Retention modelling is a useful technique which can be used to substantially reduce the method-development process for LC separations [1]. Believe it or not, as complicated and distant it may seem from routine use in the analytical, it actually is useful to make life easier.

Retention modelling saves us a lot of time

One branch of retention modelling in liquid chromatography employs scouting (or ‘scanning’) experiments to probe retention of analytes of interest. By fitting models to the recorded retention times, retention parameters are obtained for each individual analyte. Interestingly, this information can be used to predict retention times for the analytes under conditions different from those used for the scouting experiments. 

In other words, a computer can use these to simulate large numbers of hypothetical separation methods. By analyzing the resulting separations, optimal method parameters can be discerned. As a consequence, trial-and-error method development can be replaced by a number of scouting experiments and thus saves valuable time.

Figure 1. Workflow of the method optimization using scanning gradients to obtain retention-model parameters. The workflow starts at the top right with an insufficiently-resolved sample, on which scouting experiments are performed to yield retention parameters. These can be used to compute the most-optimal method parameters, thus saving a lot of valuable method-development time. Reproduced with permission from [2].

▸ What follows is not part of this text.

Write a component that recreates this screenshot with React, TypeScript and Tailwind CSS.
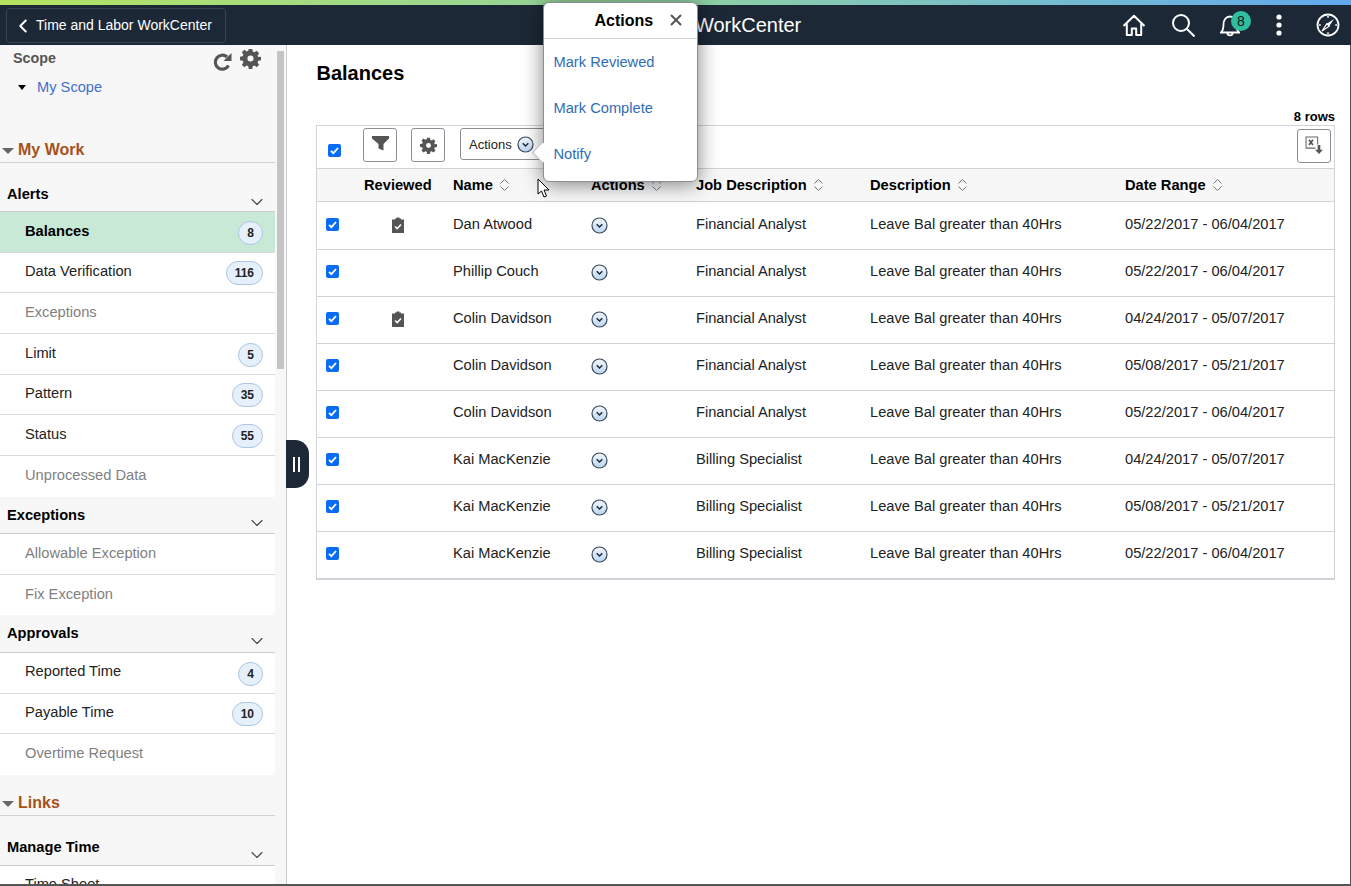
import { ChevronDown, ChevronLeft, X } from "lucide-react"

const font = "font-['Liberation_Sans',Arial,sans-serif]"

function Gear({ size = 20, color = "#555" }: { size?: number; color?: string }) {
  return (
    <svg width={size} height={size} viewBox="0 0 24 24">
      <path
        fill={color}
        fillRule="evenodd"
        d="M10 1h4l.6 3.100 1.900.8L19.100 3.100l2.800 2.800-1.800 2.600.8 1.900L24 10v4l-3.100.6-.8 1.900 1.800 2.600-2.800 2.800-2.600-1.800-1.900.8L14 24h-4l-.6-3.100-1.900-.8-2.600 1.800-2.800-2.800 1.800-2.600-.8-1.900L0 14v-4l3.100-.6.8-1.900-1.800-2.600L4.900 2.100l2.600 1.800 1.900-.8zM12 8.500a3.500 3.500 0 1 0 0 7 3.500 3.500 0 0 0 0-7z"
      />
    </svg>
  )
}

function ActionCircle() {
  return (
    <svg width="17" height="17" viewBox="0 0 17 17">
      <defs>
        <linearGradient id="ac" x1="0" y1="0" x2="0" y2="1">
          <stop offset="0" stopColor="#f4f8fd" />
          <stop offset="1" stopColor="#b9d5f2" />
        </linearGradient>
      </defs>
      <circle cx="8.500" cy="8.500" r="7.500" fill="url(#ac)" stroke="#3c4a5a" strokeWidth="1.200" />
      <path d="M5.700 7.300 8.500 10l2.800-2.700" fill="none" stroke="#1f2a36" strokeWidth="1.500" />
    </svg>
  )
}

function Check() {
  return (
    <span className="flex h-[13px] w-[13px] items-center justify-center rounded-[2px] bg-[#0a6cf5]">
      <svg width="11" height="11" viewBox="0 0 11 11">
        <path d="M2 5.800 4.400 8.200 9 3" fill="none" stroke="#fff" strokeWidth="1.800" />
      </svg>
    </span>
  )
}

function Sort() {
  return (
    <svg width="11" height="14" viewBox="0 0 11 14" className="ml-[6px]">
      <path d="M1.500 5.500 5.500 1.500l4 4M1.500 8.500l4 4 4-4" fill="none" stroke="#777" strokeWidth="1" />
    </svg>
  )
}

function Clipboard() {
  return (
    <svg width="14" height="16" viewBox="0 0 14 16">
      <path fill="#555" d="M1 2.500h3V1.500h1.500V.5h3v1H10v1h3V16H1z" />
      <path d="M4 9.500 6.200 11.600 10 7.400" fill="none" stroke="#fff" strokeWidth="1.500" />
    </svg>
  )
}

interface NavItem {
  label: string
  count?: string
  muted?: boolean
  active?: boolean
  last?: boolean
}

const alerts: NavItem[] = [
  { label: "Balances", count: "8", active: true },
  { label: "Data Verification", count: "116" },
  { label: "Exceptions", muted: true },
  { label: "Limit", count: "5" },
  { label: "Pattern", count: "35" },
  { label: "Status", count: "55" },
  { label: "Unprocessed Data", muted: true, last: true },
]
const exceptions: NavItem[] = [
  { label: "Allowable Exception", muted: true },
  { label: "Fix Exception", muted: true, last: true },
]
const approvals: NavItem[] = [
  { label: "Reported Time", count: "4" },
  { label: "Payable Time", count: "10" },
  { label: "Overtime Request", muted: true, last: true },
]

const rows = [
  ["Dan Atwood", "Financial Analyst", "05/22/2017 - 06/04/2017", true],
  ["Phillip Couch", "Financial Analyst", "05/22/2017 - 06/04/2017", false],
  ["Colin Davidson", "Financial Analyst", "04/24/2017 - 05/07/2017", true],
  ["Colin Davidson", "Financial Analyst", "05/08/2017 - 05/21/2017", false],
  ["Colin Davidson", "Financial Analyst", "05/22/2017 - 06/04/2017", false],
  ["Kai MacKenzie", "Billing Specialist", "04/24/2017 - 05/07/2017", false],
  ["Kai MacKenzie", "Billing Specialist", "05/08/2017 - 05/21/2017", false],
  ["Kai MacKenzie", "Billing Specialist", "05/22/2017 - 06/04/2017", false],
] as const

function Item({ item }: { item: NavItem }) {
  return (
    <div
      className={`flex h-[40.670px] items-center justify-between pl-[25px] pr-[12px] text-[14.670px] ${
        item.last ? "" : "border-b border-[#d8dbdf]"
      } ${item.active ? "bg-[#c8e9d6] font-bold text-black" : item.muted ? "bg-white text-[#7f7f7f]" : "bg-white text-[#222]"}`}
    >
      <span className="-mt-[2.500px]">{item.label}</span>
      {item.count && (
        <span className="mt-[2px] flex h-[24px] min-w-[25px] items-center justify-center rounded-full border border-[#a9c6e4] bg-[#e6f0fa] px-[8px] text-[12px] font-bold text-[#222]">
          {item.count}
        </span>
      )}
    </div>
  )
}

function GroupHeader({ label, className }: { label: string; className: string }) {
  return (
    <div className={`flex justify-between border-b border-[#c9cdd2] pl-[7px] pr-[8px] text-[14.670px] font-bold text-black ${className}`}>
      <span>{label}</span>
      <ChevronDown size={20} strokeWidth={1.300} className="mt-[9px] text-[#444]" />
    </div>
  )
}

function SectionTitle({ label }: { label: string }) {
  return (
    <div className="flex h-[25px] items-start border-b border-[#cfd3d8] pl-[2px] pt-[2px] text-[16px] font-bold leading-[20px] text-[#a5521b]">
      <span className="mr-[4px] mt-[8px] h-0 w-0 border-x-[6px] border-t-[6px] border-x-transparent border-t-[#666]" />
      {label}
    </div>
  )
}

export default function App() {
  return (
    <div className={`relative flex h-[886px] w-[1351px] flex-col overflow-hidden bg-white ${font}`}>
      <div className="h-[5px] bg-gradient-to-r from-[#b5e35f] via-[#8fd0a0] to-[#62a8ee]" />
      {/* banner */}
      <header className="relative flex h-[40px] items-center justify-between bg-[#1c2836] pl-[6px] pr-[11px] text-white">
        <button className="flex h-[35px] items-center rounded-[4px] border border-[#374554] pl-[7px] pr-[13px] pt-[1px] text-[14px]">
          <ChevronLeft size={22} strokeWidth={2.200} className="-ml-[2px] mr-[2px]" />
          Time and Labor WorkCenter
        </button>
        <div className="absolute left-[550px] top-[9px] text-[20px] leading-[23px]">Time and Labor WorkCenter</div>
        <div className="flex items-center">
          <svg width="24" height="24" viewBox="0 0 24 24" fill="none" stroke="#fff" strokeWidth="2" className="mr-[25px]">
            <path d="M1.500 13 12 2.800 22.500 13M4.800 10.500V22h5v-6.500h4.400V22h5V10.500" strokeLinejoin="round" />
          </svg>
          <svg width="24" height="24" viewBox="0 0 24 24" fill="none" stroke="#fff" strokeWidth="2" className="mr-[25px]">
            <circle cx="10" cy="10" r="8" />
            <path d="m16 16 7.500 7.500" />
          </svg>
          <div className="relative mr-[36px] h-[24px] w-[20px]">
            <svg width="20" height="24" viewBox="0 0 20 24" fill="none" stroke="#fff" strokeWidth="1.800">
              <path d="M1 19.500c2-2 2.500-4 2.500-8 0-4.500 2.500-8 6.500-8s6.500 3.500 6.500 8c0 4 .5 6 2.500 8zM7.500 20.500c0 2.500 5 2.500 5 0" />
            </svg>
            <span className="absolute -right-[11px] -top-[2px] flex h-[20px] w-[20px] items-center justify-center rounded-full bg-[#2fbf9f] text-[14px] text-[#111]">
              8
            </span>
          </div>
          <svg width="6" height="22" viewBox="0 0 6 22" fill="#fff" className="mr-[34px]">
            <circle cx="3" cy="3" r="2.600" />
            <circle cx="3" cy="11" r="2.600" />
            <circle cx="3" cy="19" r="2.600" />
          </svg>
          <svg width="24" height="24" viewBox="0 0 24 24" fill="none" stroke="#fff" strokeWidth="1.800">
            <circle cx="12" cy="12" r="10.500" />
            <path strokeWidth="1.500" d="M12 3v1.800M12 19.200V21M3 12h1.800M19.200 12H21" />
            <path fill="#fff" stroke="none" d="m18 6-4.800 7.200-2.400-2.400z" />
            <path strokeWidth="1.200" d="m6 18 4.800-7.200 2.400 2.400z" />
          </svg>
        </div>
      </header>

      <div className="flex flex-1 overflow-hidden">
        {/* left panel */}
        <aside className="flex w-[287px] shrink-0 border-r border-[#c9cdd2] bg-[#f7f7f7]">
          <div className="w-[275px] shrink-0">
            <div className="h-[93px] pl-[13px] pr-[14px] pt-[3px]">
              <div className="flex justify-between">
                <span className="text-[14.300px] font-bold text-[#555]">Scope</span>
                <div className="flex items-start gap-[8px]">
                  <svg width="19" height="20" viewBox="0 0 19 20" className="mt-[4px]" fill="none" stroke="#555" strokeWidth="3.200">
                    <path d="M15.500 13.500A7 7 0 1 1 14 5" />
                    <path fill="#555" stroke="none" d="M18.500 1v8h-8z" />
                  </svg>
                  <Gear size={21} />
                </div>
              </div>
              <div className="mt-[4px] flex items-center pl-[5px] text-[14.670px] text-[#3f6fd0]">
                <span className="mr-[11px] h-0 w-0 border-x-[4.500px] border-t-[5px] border-x-transparent border-t-black" />
                My Scope
              </div>
            </div>
            <SectionTitle label="My Work" />
            <GroupHeader label="Alerts" className="h-[49px] pt-[20px]" />
            {alerts.map((a) => (
              <Item key={a.label} item={a} />
            ))}
            <GroupHeader label="Exceptions" className="h-[37.500px] pt-[7px]" />
            {exceptions.map((a) => (
              <Item key={a.label} item={a} />
            ))}
            <GroupHeader label="Approvals" className="h-[37.500px] pt-[7px]" />
            {approvals.map((a) => (
              <Item key={a.label} item={a} />
            ))}
            <div className="h-[16px]" />
            <SectionTitle label="Links" />
            <GroupHeader label="Manage Time" className="h-[50px] pt-[20px]" />
            <div className="bg-white pl-[25px] pt-[7px] text-[14.670px] text-[#222]">Time Sheet</div>
          </div>
          <div className="ml-[2px] mt-[6px] h-[318px] w-[7px] bg-[#c4c4c4]" />
        </aside>

        {/* content */}
        <main className="flex-1 pl-[29px] pr-[16px]">
          <h1 className="ml-[0.500px] mt-[17px] text-[20px] font-bold leading-[23px] text-black">Balances</h1>
          <div className="mt-[23px] text-right text-[13px] font-bold leading-[17px] text-black">8 rows</div>
          <div className="border border-[#d0d3d7] text-[14.670px] text-[#222]">
            <div className="flex h-[43px] items-center justify-between border-b border-[#d0d3d7] pl-[11px] pr-[3px]">
              <div className="flex items-center">
                <span className="mt-[6px]">
                  <Check />
                </span>
                <button className="mb-[4px] ml-[22px] flex h-[34px] w-[34px] items-center justify-center rounded-[3px] border border-[#8a8f95]">
                  <svg width="17" height="15" viewBox="0 0 17 15" fill="#555" className="mb-[3px]">
                    <path d="M0 0h17v2.500L11.500 8v6.500l-5-2V8L0 2.500z" />
                  </svg>
                </button>
                <button className="mb-[4px] ml-[14px] flex h-[34px] w-[34px] items-center justify-center rounded-[3px] border border-[#8a8f95]">
                  <Gear size={17} />
                </button>
                <button className="mb-[6px] ml-[15px] flex h-[32px] w-[90px] items-center rounded-[3px] border border-[#8a8f95] pl-[8px] text-[13px]">
                  <span className="mt-[1px]">Actions</span>
                  <span className="ml-[5px] mt-[1px]">
                    <ActionCircle />
                  </span>
                </button>
              </div>
              <button className="mb-[2px] flex h-[34px] w-[34px] items-center justify-center rounded-[3px] border border-[#8a8f95]">
                <svg width="19" height="19" viewBox="0 0 18 18" fill="none" className="mb-[1px]">
                  <path d="M10 11.500H1V1h11v7" stroke="#666" strokeWidth="1" />
                  <path d="m3.800 3.500 3.700 5M7.500 3.500l-3.700 5" stroke="#555" strokeWidth="1.600" />
                  <path fill="#555" d="M12 8.500h2.500V13H17l-3.700 4-3.800-4H12z" />
                </svg>
              </button>
            </div>
            <div className="flex h-[33px] items-center border-b border-[#d0d3d7] bg-[#f7f7f7] font-bold text-black">
              <span className="ml-[47px] w-[89px]">Reviewed</span>
              <span className="flex w-[138px] items-center">Name<Sort /></span>
              <span className="flex w-[105px] items-center">Actions<Sort /></span>
              <span className="flex w-[174px] items-center">Job Description<Sort /></span>
              <span className="flex w-[255px] items-center">Description<Sort /></span>
              <span className="flex items-center">Date Range<Sort /></span>
            </div>
            {rows.map((r, i) => (
              <div key={i} className={`flex items-center border-b border-[#d0d3d7] ${i === 0 ? "h-[48px] pt-[1px]" : "h-[47px]"}`}>
                <span className="-mt-[3px] ml-[9px] w-[38px]">
                  <Check />
                </span>
                <span className="-mt-[2px] flex w-[89px] pl-[27px]">{r[3] && <Clipboard />}</span>
                <span className="-mt-[5px] w-[138px]">{r[0]}</span>
                <span className="-mt-[2px] w-[105px]">
                  <ActionCircle />
                </span>
                <span className="-mt-[5px] w-[174px]">{r[1]}</span>
                <span className="-mt-[5px] w-[255px]">Leave Bal greater than 40Hrs</span>
                <span className="-mt-[5px]">{r[2]}</span>
              </div>
            ))}
          </div>
        </main>
      </div>

      {/* panel collapse handle */}
      <div className="absolute left-[286px] top-[440px] flex h-[48px] w-[23px] items-center justify-center rounded-r-[14px] bg-[#1c2836]">
        <span className="mr-[2px] h-[15px] w-[7px] border-x-2 border-white" />
      </div>

      {/* actions popup */}
      <div className="absolute left-[542.500px] top-[2px] h-[180px] w-[155px] rounded-[6px] border border-[#8a8f95] bg-white shadow-[0_2px_20px_rgba(0,0,0,0.5)]">
        <span className="absolute -left-[9px] top-[141.500px] h-[15px] w-[15px] rotate-45 border-b border-l border-[#b5b8bc] bg-white" />
        <div className="relative flex h-[36px] items-center border-b border-[#d0d3d7] pl-[51px] text-[16px] font-bold text-black">
          Actions
          <X size={18} strokeWidth={2.500} className="-mt-[1px] ml-[14px] text-[#555]" />
        </div>
        <div className="relative flex flex-col pl-[10px] text-[14.670px] text-[#2f6db5]">
          <a className="flex h-[46px] items-center">Mark Reviewed</a>
          <a className="flex h-[46px] items-center">Mark Complete</a>
          <a className="flex h-[46px] items-center">Notify</a>
        </div>
      </div>

      {/* mouse cursor */}
      <svg width="14" height="21" viewBox="0 0 14 21" className="absolute left-[537px] top-[178px]">
        <path d="M1 1v15l3.500-3 2.500 6 2.500-1-2.500-6H12z" fill="#fff" stroke="#000" strokeWidth="1" />
      </svg>

      {/* window edge */}
      <div className="absolute bottom-0 left-0 h-[2px] w-full bg-[#555]" />
      <div className="absolute right-0 top-[45px] h-full w-[1px] bg-[#555]" />
    </div>
  )
}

We have earlier explained why, ideally, we would like to use gradient elution during these scanning experiments, something also shown by Vivo-Truyóls et al. [3]. In contrast to isocratic elution, gradients are more practical and save a lot of time at the cost of significantly more challenging modelling and less accurate retention parameters.

With the entire method-development automatization approach hinging on the accuracy of retention parameters, it is imperative that usefulness of the gradient experiments is mapped and, if possible, improved.

Optimizing the separation of unknown degradation products

CAST member and PhD candidate Mimi den Uijl develops analytical methods based on 2D-LC to degrade and characterize small molecules and their degradation products. Under the lead of Prof. Maarten van Bommel, her application area ranges from cultural-heritage art objects, to environmental aqueous samples, to foodstuffs (Unilever). While the identify of the parent molecules are sometimes known, this is certainly not the case for degradation products. Yet optimized methods are needed to characterize such samples.

Den Uijl and co-workers participated in a large collaboration between the teams of Bob Pirok (University of Amsterdam) and Dwight Stoll (Gustavus Adolphus College), and – in their project – systematically investigated the use and limits of gradient experiments for method-development workflows.

Figure 2. Combined results of all investigated factors. The box-and-whisker plots represent the average prediction error of all the compounds for a noisy dataset (top) and highly-precise (bottom) dataset. See publication for more details. Reproduced with permission from [2].

For the first stage published in Journal of Chromatography A, two datasets were generated of various small molecules ranging in chemical properties [2]. One dataset was measured was recorded with very high measurement prevision relative to the other. Interestingly, some of the results were different between the two sets.

Several key observations

These and other conclusions are detailed in the article which was published in Journal of Chromatography A as open-access article. This means you can download and read it for free. Meanwhile, we decided to continue this project, so we hope to be able to report more about this at a later stage.

References

[1] Recent applications of retention modelling in liquid chromatography, M.J. den Uijl,  P.J. Schoenmakers,  B.W.J. Pirok, and  M.R. van Bommel, J. Sep. Sci.2020, DOI: 10.1002/jssc.202000905.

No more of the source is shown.